TASK BRIEF = How many of the lines below contain "React"? Answer with that number alone.

==== RECORDED INFORMATION ====

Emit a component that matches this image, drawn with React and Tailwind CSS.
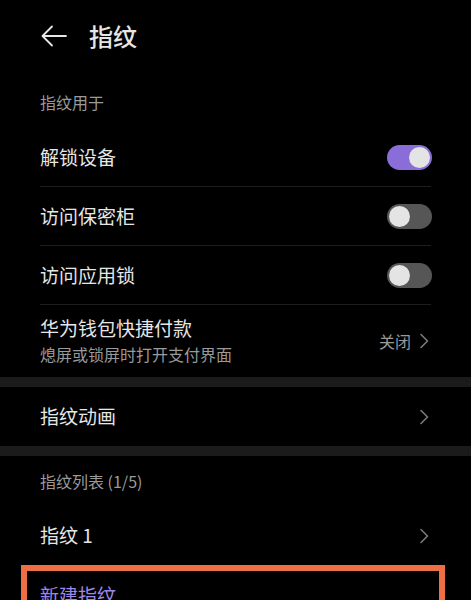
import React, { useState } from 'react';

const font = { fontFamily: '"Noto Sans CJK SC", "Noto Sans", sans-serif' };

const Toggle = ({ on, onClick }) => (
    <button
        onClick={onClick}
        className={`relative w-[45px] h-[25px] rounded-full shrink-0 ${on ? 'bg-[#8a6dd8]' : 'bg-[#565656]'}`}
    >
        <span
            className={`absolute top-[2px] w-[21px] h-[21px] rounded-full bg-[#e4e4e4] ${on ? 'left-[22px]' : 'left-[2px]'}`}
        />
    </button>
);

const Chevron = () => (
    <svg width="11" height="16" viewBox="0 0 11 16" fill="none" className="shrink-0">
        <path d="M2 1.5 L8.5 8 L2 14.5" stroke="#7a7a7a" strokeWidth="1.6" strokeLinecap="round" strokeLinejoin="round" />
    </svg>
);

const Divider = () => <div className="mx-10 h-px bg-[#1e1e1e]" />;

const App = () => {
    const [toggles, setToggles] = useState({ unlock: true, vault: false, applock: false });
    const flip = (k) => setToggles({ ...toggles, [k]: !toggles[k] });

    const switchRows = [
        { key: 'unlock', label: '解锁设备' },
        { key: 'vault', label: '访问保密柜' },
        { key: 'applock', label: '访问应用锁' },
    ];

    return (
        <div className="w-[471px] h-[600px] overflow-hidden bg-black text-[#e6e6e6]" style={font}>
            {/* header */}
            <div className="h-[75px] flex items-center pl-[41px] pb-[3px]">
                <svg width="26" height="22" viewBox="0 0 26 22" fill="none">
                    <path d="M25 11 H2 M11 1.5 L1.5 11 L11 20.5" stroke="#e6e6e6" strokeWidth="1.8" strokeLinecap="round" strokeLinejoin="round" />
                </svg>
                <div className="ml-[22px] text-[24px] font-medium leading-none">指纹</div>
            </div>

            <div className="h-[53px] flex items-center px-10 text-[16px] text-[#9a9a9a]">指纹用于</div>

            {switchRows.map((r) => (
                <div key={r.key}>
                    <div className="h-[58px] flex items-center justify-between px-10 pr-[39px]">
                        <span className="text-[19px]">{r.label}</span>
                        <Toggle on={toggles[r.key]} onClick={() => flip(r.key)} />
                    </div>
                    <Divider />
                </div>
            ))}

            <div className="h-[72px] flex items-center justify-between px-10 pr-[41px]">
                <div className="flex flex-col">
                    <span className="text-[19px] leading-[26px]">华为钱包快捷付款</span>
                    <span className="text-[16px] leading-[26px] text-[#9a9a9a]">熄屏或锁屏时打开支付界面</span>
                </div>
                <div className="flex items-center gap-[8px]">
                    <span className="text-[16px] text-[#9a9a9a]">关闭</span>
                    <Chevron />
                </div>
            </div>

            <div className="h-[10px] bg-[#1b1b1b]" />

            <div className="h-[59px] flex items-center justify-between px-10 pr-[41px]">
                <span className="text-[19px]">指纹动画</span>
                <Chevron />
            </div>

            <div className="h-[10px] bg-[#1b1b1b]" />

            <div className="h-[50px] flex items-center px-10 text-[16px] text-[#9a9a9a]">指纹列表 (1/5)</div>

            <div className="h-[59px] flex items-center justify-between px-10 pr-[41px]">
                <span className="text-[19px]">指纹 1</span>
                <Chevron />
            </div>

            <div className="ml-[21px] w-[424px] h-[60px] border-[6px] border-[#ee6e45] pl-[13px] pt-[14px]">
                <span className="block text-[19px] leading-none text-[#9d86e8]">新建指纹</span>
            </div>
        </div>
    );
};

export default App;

====

REPLY = 2